* Task directions *
All lines below must be repeated exactly, with the pictures omitted.

* Information supplied *
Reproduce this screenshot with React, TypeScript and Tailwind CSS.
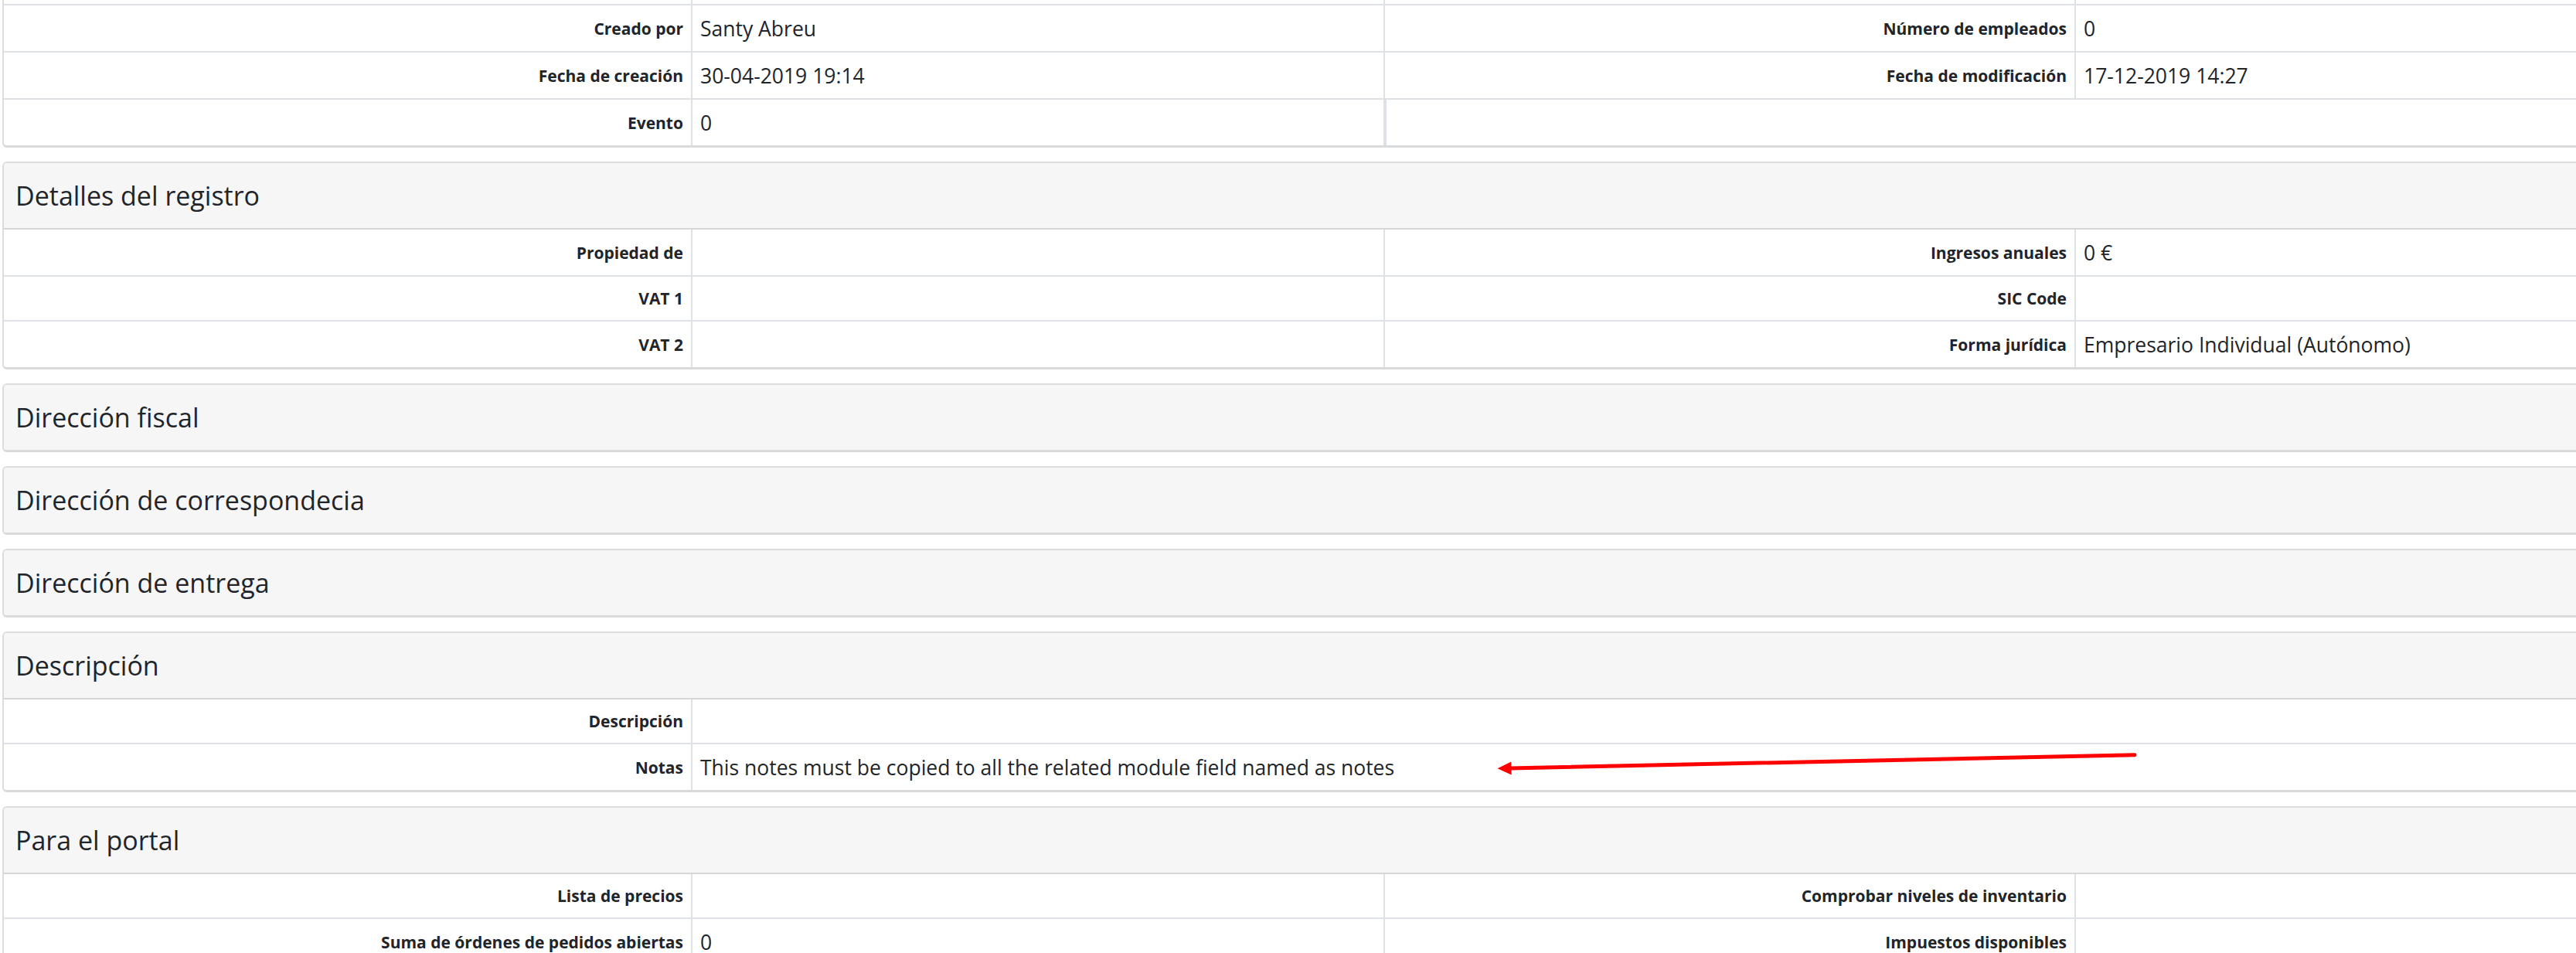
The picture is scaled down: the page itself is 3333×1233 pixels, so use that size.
import React from "react";

type Row =
  | { kind: "quad"; cells: [string, string, string, string] }
  | { kind: "half"; cells: [string, string] }
  | { kind: "wide"; cells: [string, string] }
  | { kind: "strip" };

type Block = {
  title?: string;
  cut?: boolean;
  rows: Row[];
};

const blocks: Block[] = [
  {
    cut: true,
    rows: [
      { kind: "strip" },
      { kind: "quad", cells: ["Creado por", "Santy Abreu", "Número de empleados", "0"] },
      {
        kind: "quad",
        cells: ["Fecha de creación", "30-04-2019 19:14", "Fecha de modificación", "17-12-2019 14:27"],
      },
      { kind: "half", cells: ["Evento", "0"] },
    ],
  },
  {
    title: "Detalles del registro",
    rows: [
      { kind: "quad", cells: ["Propiedad de", "", "Ingresos anuales", "0 €"] },
      { kind: "quad", cells: ["VAT 1", "", "SIC Code", ""] },
      { kind: "quad", cells: ["VAT 2", "", "Forma jurídica", "Empresario Individual (Autónomo)"] },
    ],
  },
  { title: "Dirección fiscal", rows: [] },
  { title: "Dirección de correspondecia", rows: [] },
  { title: "Dirección de entrega", rows: [] },
  {
    title: "Descripción",
    rows: [
      { kind: "wide", cells: ["Descripción", ""] },
      {
        kind: "wide",
        cells: ["Notas", "This notes must be copied to all the related module field named as notes"],
      },
    ],
  },
  {
    title: "Para el portal",
    rows: [
      { kind: "quad", cells: ["Lista de precios", "", "Comprobar niveles de inventario", ""] },
      { kind: "quad", cells: ["Suma de órdenes de pedidos abiertas", "0", "Impuestos disponibles", ""] },
    ],
  },
];

const Label = ({ text, last }: { text: string; last?: boolean }) => (
  <div
    className={`flex items-center justify-end px-[10px] text-right text-[21px] font-bold leading-[32px] text-[#212529] ${
      last ? "" : "border-r-2 border-[#dee2e6]"
    }`}
  >
    {text}
  </div>
);

const Value = ({ text, className = "" }: { text: string; className?: string }) => (
  <div
    className={`flex items-center whitespace-nowrap px-[10px] text-[26.5px] leading-[36px] text-[#212529] ${className}`}
  >
    {text}
  </div>
);

const FieldRow = ({ row, last }: { row: Row; last: boolean }) => {
  const line = last ? "" : "border-b-2 border-[#dee2e6]";

  if (row.kind === "strip") {
    return (
      <div className={`grid h-[7px] grid-cols-[891px_896px_894px_1fr] ${line}`}>
        <div className="border-r-2 border-[#dee2e6]" />
        <div className="border-r-2 border-[#dee2e6]" />
        <div className="border-r-2 border-[#dee2e6]" />
        <div />
      </div>
    );
  }

  // rows holding a value are a little taller than label-only rows
  const tall = row.cells.some((c, i) => i % 2 === 1 && c !== "");
  const height = tall ? (last ? "h-[59px]" : "h-[61px]") : last ? "h-[56px]" : "h-[58px]";

  if (row.kind === "wide") {
    return (
      <div className={`grid grid-cols-[891px_1fr] ${height} ${line}`}>
        <Label text={row.cells[0]} />
        <Value text={row.cells[1]} />
      </div>
    );
  }

  if (row.kind === "half") {
    return (
      <div className={`grid grid-cols-[891px_896px_1fr] ${height} ${line}`}>
        <Label text={row.cells[0]} />
        <Value text={row.cells[1]} className="border-r-2 border-[#dee2e6]" />
        <div className="border-l-2 border-[#dee2e6]" />
      </div>
    );
  }

  return (
    <div className={`grid grid-cols-[891px_896px_894px_1fr] ${height} ${line}`}>
      <Label text={row.cells[0]} />
      <Value text={row.cells[1]} className="border-r-2 border-[#dee2e6]" />
      <Label text={row.cells[2]} />
      <Value text={row.cells[3]} />
    </div>
  );
};

const Card = ({ block }: { block: Block }) => (
  <div
    className={`w-[3590px] overflow-hidden border-2 border-b-[3px] border-[#dcdcdc] border-b-[#d9dadc] bg-white ${
      block.cut ? "rounded-b-[6px] border-t-0" : "rounded-[6px]"
    }`}
  >
    {block.title && (
      <div
        className={`flex items-center bg-[#f6f6f6] pl-[15px] text-[34px] text-[#212529] ${
          block.rows.length ? "h-[86px] border-b-2 border-[#d6d6d6]" : "h-[84px]"
        }`}
      >
        {block.title}
      </div>
    )}
    {block.rows.map((row, i) => (
      <FieldRow key={i} row={row} last={i === block.rows.length - 1} />
    ))}
  </div>
);

export default function App() {
  return (
    <div
      className="relative h-[1233px] w-[3333px] overflow-hidden bg-white"
      style={{ fontFamily: '"Open Sans", "Noto Sans", sans-serif' }}
    >
      <div className="flex flex-col gap-[18px] pl-[3px]">
        {blocks.map((b, i) => (
          <Card key={i} block={b} />
        ))}
      </div>

      <svg
        className="pointer-events-none absolute left-[1930px] top-[965px]"
        width="840"
        height="40"
        viewBox="0 0 840 40"
      >
        <line x1="832" y1="11.7" x2="24" y2="29" stroke="#ff0000" strokeWidth="5" strokeLinecap="round" />
        <polygon points="7.5,29.3 25.3,20.5 25.7,37.5" fill="#ff0000" />
      </svg>
    </div>
  );
}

* Worked answer *
Reproduce this screenshot with React, TypeScript and Tailwind CSS.
The picture is scaled down: the page itself is 3333×1233 pixels, so use that size.
import React from "react";

type Row =
  | { kind: "quad"; cells: [string, string, string, string] }
  | { kind: "half"; cells: [string, string] }
  | { kind: "wide"; cells: [string, string] }
  | { kind: "strip" };

type Block = {
  title?: string;
  cut?: boolean;
  rows: Row[];
};

const blocks: Block[] = [
  {
    cut: true,
    rows: [
      { kind: "strip" },
      { kind: "quad", cells: ["Creado por", "Santy Abreu", "Número de empleados", "0"] },
      {
        kind: "quad",
        cells: ["Fecha de creación", "30-04-2019 19:14", "Fecha de modificación", "17-12-2019 14:27"],
      },
      { kind: "half", cells: ["Evento", "0"] },
    ],
  },
  {
    title: "Detalles del registro",
    rows: [
      { kind: "quad", cells: ["Propiedad de", "", "Ingresos anuales", "0 €"] },
      { kind: "quad", cells: ["VAT 1", "", "SIC Code", ""] },
      { kind: "quad", cells: ["VAT 2", "", "Forma jurídica", "Empresario Individual (Autónomo)"] },
    ],
  },
  { title: "Dirección fiscal", rows: [] },
  { title: "Dirección de correspondecia", rows: [] },
  { title: "Dirección de entrega", rows: [] },
  {
    title: "Descripción",
    rows: [
      { kind: "wide", cells: ["Descripción", ""] },
      {
        kind: "wide",
        cells: ["Notas", "This notes must be copied to all the related module field named as notes"],
      },
    ],
  },
  {
    title: "Para el portal",
    rows: [
      { kind: "quad", cells: ["Lista de precios", "", "Comprobar niveles de inventario", ""] },
      { kind: "quad", cells: ["Suma de órdenes de pedidos abiertas", "0", "Impuestos disponibles", ""] },
    ],
  },
];

const Label = ({ text, last }: { text: string; last?: boolean }) => (
  <div
    className={`flex items-center justify-end px-[10px] text-right text-[21px] font-bold leading-[32px] text-[#212529] ${
      last ? "" : "border-r-2 border-[#dee2e6]"
    }`}
  >
    {text}
  </div>
);

const Value = ({ text, className = "" }: { text: string; className?: string }) => (
  <div
    className={`flex items-center whitespace-nowrap px-[10px] text-[26.5px] leading-[36px] text-[#212529] ${className}`}
  >
    {text}
  </div>
);

const FieldRow = ({ row, last }: { row: Row; last: boolean }) => {
  const line = last ? "" : "border-b-2 border-[#dee2e6]";

  if (row.kind === "strip") {
    return (
      <div className={`grid h-[7px] grid-cols-[891px_896px_894px_1fr] ${line}`}>
        <div className="border-r-2 border-[#dee2e6]" />
        <div className="border-r-2 border-[#dee2e6]" />
        <div className="border-r-2 border-[#dee2e6]" />
        <div />
      </div>
    );
  }

  // rows holding a value are a little taller than label-only rows
  const tall = row.cells.some((c, i) => i % 2 === 1 && c !== "");
  const height = tall ? (last ? "h-[59px]" : "h-[61px]") : last ? "h-[56px]" : "h-[58px]";

  if (row.kind === "wide") {
    return (
      <div className={`grid grid-cols-[891px_1fr] ${height} ${line}`}>
        <Label text={row.cells[0]} />
        <Value text={row.cells[1]} />
      </div>
    );
  }

  if (row.kind === "half") {
    return (
      <div className={`grid grid-cols-[891px_896px_1fr] ${height} ${line}`}>
        <Label text={row.cells[0]} />
        <Value text={row.cells[1]} className="border-r-2 border-[#dee2e6]" />
        <div className="border-l-2 border-[#dee2e6]" />
      </div>
    );
  }

  return (
    <div className={`grid grid-cols-[891px_896px_894px_1fr] ${height} ${line}`}>
      <Label text={row.cells[0]} />
      <Value text={row.cells[1]} className="border-r-2 border-[#dee2e6]" />
      <Label text={row.cells[2]} />
      <Value text={row.cells[3]} />
    </div>
  );
};

const Card = ({ block }: { block: Block }) => (
  <div
    className={`w-[3590px] overflow-hidden border-2 border-b-[3px] border-[#dcdcdc] border-b-[#d9dadc] bg-white ${
      block.cut ? "rounded-b-[6px] border-t-0" : "rounded-[6px]"
    }`}
  >
    {block.title && (
      <div
        className={`flex items-center bg-[#f6f6f6] pl-[15px] text-[34px] text-[#212529] ${
          block.rows.length ? "h-[86px] border-b-2 border-[#d6d6d6]" : "h-[84px]"
        }`}
      >
        {block.title}
      </div>
    )}
    {block.rows.map((row, i) => (
      <FieldRow key={i} row={row} last={i === block.rows.length - 1} />
    ))}
  </div>
);

export default function App() {
  return (
    <div
      className="relative h-[1233px] w-[3333px] overflow-hidden bg-white"
      style={{ fontFamily: '"Open Sans", "Noto Sans", sans-serif' }}
    >
      <div className="flex flex-col gap-[18px] pl-[3px]">
        {blocks.map((b, i) => (
          <Card key={i} block={b} />
        ))}
      </div>

      <svg
        className="pointer-events-none absolute left-[1930px] top-[965px]"
        width="840"
        height="40"
        viewBox="0 0 840 40"
      >
        <line x1="832" y1="11.7" x2="24" y2="29" stroke="#ff0000" strokeWidth="5" strokeLinecap="round" />
        <polygon points="7.5,29.3 25.3,20.5 25.7,37.5" fill="#ff0000" />
      </svg>
    </div>
  );
}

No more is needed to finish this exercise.